FARC, Colombia kick off peace talks
BOGOTA - The Associated Press
Colombia’s government commisioner Camilo Gomez (L) and FARC spokesperson Raul Reyes exchange copies of an accord in this file photo. AFP photo
The commander of Colombia’s main militant group, Revolutionary Armed Forces of Colombia (FARC), said its delegation at peace talks set to begin today in Oslo will include as a spokeswoman a young Dutch combatant who joined the insurgents nearly a decade ago.Timoleon Jimenez, known as Timochenko, also acknowledged in an interview broadcast on Oct. 15 that the talks’ opening had been postponed by several days. Under an agreement signed in late August, they were to have begun in the first half of October.
“Before speculating we prefer to think that unanticipated delays have to do with the suspension of arrest warrants,” Timochenko said in the audio interview recorded at an undisclosed location and broadcast by several Colombian media outlets.
Government officials did not comment publicly on the reason for the delay but Enrique Santos, an adviser to government negotiators and brother of President Juan Manuel Santos, said the arrest warrant issue as well as the militants’ late inclusion of the Dutch woman contributed to the delay, as did bad weather that delayed travel for Ivan Marquez, a top militant negotiator. The talks mark the fourth attempt since the early 1980s to end a nearly half-century-old conflict.

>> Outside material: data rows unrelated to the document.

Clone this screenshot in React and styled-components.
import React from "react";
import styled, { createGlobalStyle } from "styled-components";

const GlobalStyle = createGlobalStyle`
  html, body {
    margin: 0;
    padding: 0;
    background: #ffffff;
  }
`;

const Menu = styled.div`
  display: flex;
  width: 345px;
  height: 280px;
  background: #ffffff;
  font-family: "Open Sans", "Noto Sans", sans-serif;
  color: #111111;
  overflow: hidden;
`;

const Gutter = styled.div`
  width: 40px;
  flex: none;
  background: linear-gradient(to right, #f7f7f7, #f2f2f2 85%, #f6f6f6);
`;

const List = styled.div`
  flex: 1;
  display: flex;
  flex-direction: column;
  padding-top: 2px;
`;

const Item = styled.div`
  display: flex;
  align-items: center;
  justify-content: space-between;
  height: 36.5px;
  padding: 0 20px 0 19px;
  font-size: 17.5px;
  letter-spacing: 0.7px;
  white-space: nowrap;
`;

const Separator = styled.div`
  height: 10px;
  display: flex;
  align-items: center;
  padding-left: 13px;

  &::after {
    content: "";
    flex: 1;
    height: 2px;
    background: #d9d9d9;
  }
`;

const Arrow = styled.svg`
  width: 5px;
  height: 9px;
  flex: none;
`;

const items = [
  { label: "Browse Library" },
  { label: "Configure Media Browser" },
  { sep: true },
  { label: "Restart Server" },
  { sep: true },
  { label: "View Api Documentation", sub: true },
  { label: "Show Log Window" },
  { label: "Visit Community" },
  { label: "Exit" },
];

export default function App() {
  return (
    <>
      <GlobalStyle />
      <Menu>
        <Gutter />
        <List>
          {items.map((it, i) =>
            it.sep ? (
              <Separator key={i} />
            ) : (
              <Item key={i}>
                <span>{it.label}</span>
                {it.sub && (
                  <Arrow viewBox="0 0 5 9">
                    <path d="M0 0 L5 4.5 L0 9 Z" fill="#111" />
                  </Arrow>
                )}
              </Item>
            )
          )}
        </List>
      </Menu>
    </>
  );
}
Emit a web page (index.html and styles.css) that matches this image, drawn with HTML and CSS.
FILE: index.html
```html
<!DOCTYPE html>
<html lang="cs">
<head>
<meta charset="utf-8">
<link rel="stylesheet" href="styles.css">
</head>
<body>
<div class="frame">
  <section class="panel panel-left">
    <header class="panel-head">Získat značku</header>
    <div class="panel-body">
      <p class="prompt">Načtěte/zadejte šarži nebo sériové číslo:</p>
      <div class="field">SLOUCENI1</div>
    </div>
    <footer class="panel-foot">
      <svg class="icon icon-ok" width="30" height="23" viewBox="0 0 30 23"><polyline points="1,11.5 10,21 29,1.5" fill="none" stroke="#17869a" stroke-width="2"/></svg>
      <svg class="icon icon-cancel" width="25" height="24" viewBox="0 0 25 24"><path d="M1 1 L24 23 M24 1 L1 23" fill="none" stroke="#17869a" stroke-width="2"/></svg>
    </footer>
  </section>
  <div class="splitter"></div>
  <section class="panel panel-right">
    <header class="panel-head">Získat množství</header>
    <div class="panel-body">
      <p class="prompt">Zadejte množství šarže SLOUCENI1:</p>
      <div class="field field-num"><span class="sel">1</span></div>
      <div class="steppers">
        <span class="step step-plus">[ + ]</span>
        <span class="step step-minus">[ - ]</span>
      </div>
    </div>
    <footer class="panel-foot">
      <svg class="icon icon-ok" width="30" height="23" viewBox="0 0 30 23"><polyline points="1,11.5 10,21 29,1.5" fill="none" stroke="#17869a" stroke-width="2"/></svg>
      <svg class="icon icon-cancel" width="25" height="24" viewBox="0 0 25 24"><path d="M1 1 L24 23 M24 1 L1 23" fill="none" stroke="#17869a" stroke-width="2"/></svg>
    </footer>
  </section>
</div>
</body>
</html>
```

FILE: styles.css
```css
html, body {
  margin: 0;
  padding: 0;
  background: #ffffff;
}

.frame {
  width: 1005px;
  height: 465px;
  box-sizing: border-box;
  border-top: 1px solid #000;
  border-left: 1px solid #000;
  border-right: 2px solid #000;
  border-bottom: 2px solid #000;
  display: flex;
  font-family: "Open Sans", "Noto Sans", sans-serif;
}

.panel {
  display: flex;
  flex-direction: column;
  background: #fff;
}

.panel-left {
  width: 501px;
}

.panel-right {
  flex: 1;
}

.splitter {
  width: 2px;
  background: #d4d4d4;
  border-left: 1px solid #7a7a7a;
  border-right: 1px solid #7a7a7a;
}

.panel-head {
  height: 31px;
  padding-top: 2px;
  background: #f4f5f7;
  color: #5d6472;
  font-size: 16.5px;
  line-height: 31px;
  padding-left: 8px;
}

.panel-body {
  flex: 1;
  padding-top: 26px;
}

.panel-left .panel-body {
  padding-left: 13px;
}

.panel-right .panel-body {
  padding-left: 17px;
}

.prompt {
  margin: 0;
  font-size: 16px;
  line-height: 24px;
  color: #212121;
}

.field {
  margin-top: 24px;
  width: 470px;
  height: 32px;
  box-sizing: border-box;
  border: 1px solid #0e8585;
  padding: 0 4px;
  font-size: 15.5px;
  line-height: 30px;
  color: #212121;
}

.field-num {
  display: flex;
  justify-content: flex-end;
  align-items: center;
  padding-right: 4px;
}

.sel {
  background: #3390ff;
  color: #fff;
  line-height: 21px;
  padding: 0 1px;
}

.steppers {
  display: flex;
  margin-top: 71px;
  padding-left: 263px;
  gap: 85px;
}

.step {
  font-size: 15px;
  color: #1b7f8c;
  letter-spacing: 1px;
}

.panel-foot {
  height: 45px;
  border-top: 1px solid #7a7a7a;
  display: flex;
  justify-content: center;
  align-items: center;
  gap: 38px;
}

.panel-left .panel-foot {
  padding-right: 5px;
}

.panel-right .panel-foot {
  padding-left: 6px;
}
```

Full political rights for disarmament
An agenda set during six months of secret talks in Havana calls for agrarian reform, full political rights for the disarmament once an agreement is signed. The FARC would also get out of the cocaine trade, its chief financing source. It claims to have already halted ransom kidnappings though authorities say it continues to extort.

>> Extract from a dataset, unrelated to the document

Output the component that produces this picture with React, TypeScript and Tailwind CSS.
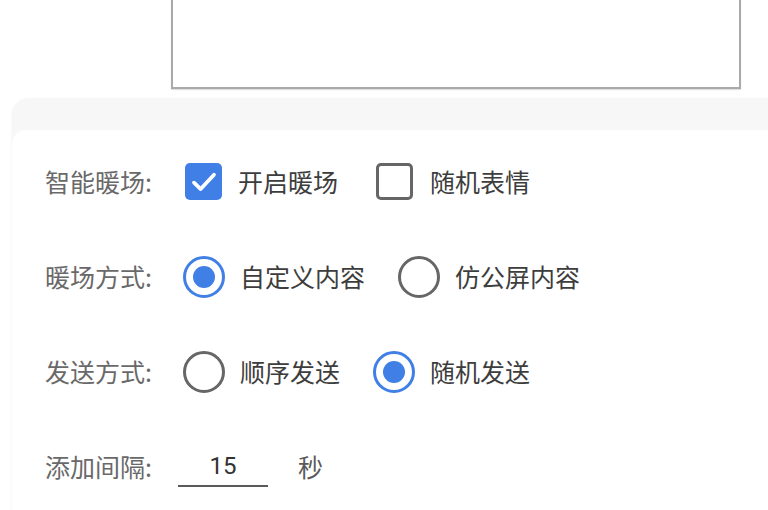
import React, { useState } from 'react';

const font = { fontFamily: '"Noto Sans CJK SC", "Noto Sans", sans-serif' };

const CheckBox: React.FC<{ checked: boolean; onClick: () => void }> = ({ checked, onClick }) => (
  <div
    onClick={onClick}
    className={`w-[37px] h-[37px] rounded-[5px] flex items-center justify-center cursor-pointer ${
      checked ? 'bg-[#3f7fe6]' : 'border-[3px] border-[#666] bg-white'
    }`}
  >
    {checked && (
      <svg viewBox="0 0 24 24" className="w-[32px] h-[32px]" fill="none" stroke="white" strokeWidth="2.8" strokeLinecap="round" strokeLinejoin="round">
        <path d="M4.5 12.5l5 4.8L19.5 6.5" />
      </svg>
    )}
  </div>
);

const Radio: React.FC<{ checked: boolean; onClick: () => void }> = ({ checked, onClick }) => (
  <div
    onClick={onClick}
    className={`w-[42px] h-[42px] rounded-full flex items-center justify-center cursor-pointer border-[3px] ${
      checked ? 'border-[#3f7fe6]' : 'border-[#666]'
    }`}
  >
    {checked && <div className="w-[22px] h-[22px] rounded-full bg-[#3f7fe6]" />}
  </div>
);

export default function App() {
  const [warm, setWarm] = useState(true);
  const [emoji, setEmoji] = useState(false);
  const [mode, setMode] = useState<'custom' | 'screen'>('custom');
  const [send, setSend] = useState<'order' | 'random'>('random');
  const [interval, setInterval] = useState('15');

  return (
    <div className="w-[768px] h-[510px] bg-white overflow-hidden" style={font}>
      {/* Top textarea area */}
      <div className="h-[98px] pl-[171px] pr-[27px]">
        <div className="h-[89px] border-x-2 border-b-2 border-[#a9a9a9] bg-white shadow-[0_1px_1px_rgba(0,0,0,0.12)]" />
      </div>

      {/* Card */}
      <div className="ml-[12px] rounded-tl-[18px] bg-[#f7f7f7] shadow-[-1px_0_2px_rgba(0,0,0,0.03)]">
        <div className="h-[32px]" />
        <div className="bg-white rounded-tl-[14px] pl-[33px] pt-[4px] text-[25px] leading-none">
          {/* 智能暖场 */}
          <div className="h-[95px] flex items-center">
            <span className="w-[140px] text-[#696969]">智能暖场:</span>
            <CheckBox checked={warm} onClick={() => setWarm(!warm)} />
            <span className="ml-[16px] text-[#3d3d3d]">开启暖场</span>
            <div className="ml-[38px]">
              <CheckBox checked={emoji} onClick={() => setEmoji(!emoji)} />
            </div>
            <span className="ml-[17px] text-[#3d3d3d]">随机表情</span>
          </div>

          {/* 暖场方式 */}
          <div className="h-[95px] flex items-center">
            <span className="w-[138px] text-[#696969]">暖场方式:</span>
            <Radio checked={mode === 'custom'} onClick={() => setMode('custom')} />
            <span className="ml-[15px] text-[#3d3d3d]">自定义内容</span>
            <div className="ml-[33px]">
              <Radio checked={mode === 'screen'} onClick={() => setMode('screen')} />
            </div>
            <span className="ml-[15px] text-[#3d3d3d]">仿公屏内容</span>
          </div>

          {/* 发送方式 */}
          <div className="h-[95px] flex items-center">
            <span className="w-[138px] text-[#696969]">发送方式:</span>
            <Radio checked={send === 'order'} onClick={() => setSend('order')} />
            <span className="ml-[15px] text-[#3d3d3d]">顺序发送</span>
            <div className="ml-[33px]">
              <Radio checked={send === 'random'} onClick={() => setSend('random')} />
            </div>
            <span className="ml-[15px] text-[#3d3d3d]">随机发送</span>
          </div>

          {/* 添加间隔 */}
          <div className="h-[95px] flex items-center">
            <span className="w-[133px] text-[#696969]">添加间隔:</span>
            <div className="w-[90px] h-[40px] border-b-2 border-[#5a5a5a] flex items-center justify-center">
              <input
                value={interval}
                onChange={(e) => setInterval(e.target.value)}
                className="w-full text-center text-[24px] text-[#333] bg-transparent outline-none"
                style={{ fontFamily: 'Roboto, "Noto Sans CJK SC", sans-serif' }}
              />
            </div>
            <span className="ml-[30px] text-[#5a5a5a]">秒</span>
          </div>
        </div>
      </div>
    </div>
  );
}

The FARC leader said 34-year-old Tanja Nijmeijer would be among militant spokespeople in Oslo, where the talks are to be held at an undisclosed location before moving later in October to Cuba. Her participation could help boost the FARC’s profile in Europe, where it has more support than in the U.S. Nijmeijer gained fame when she complained of disillusionment in a diary found in 2007, four years after she joined the FARC.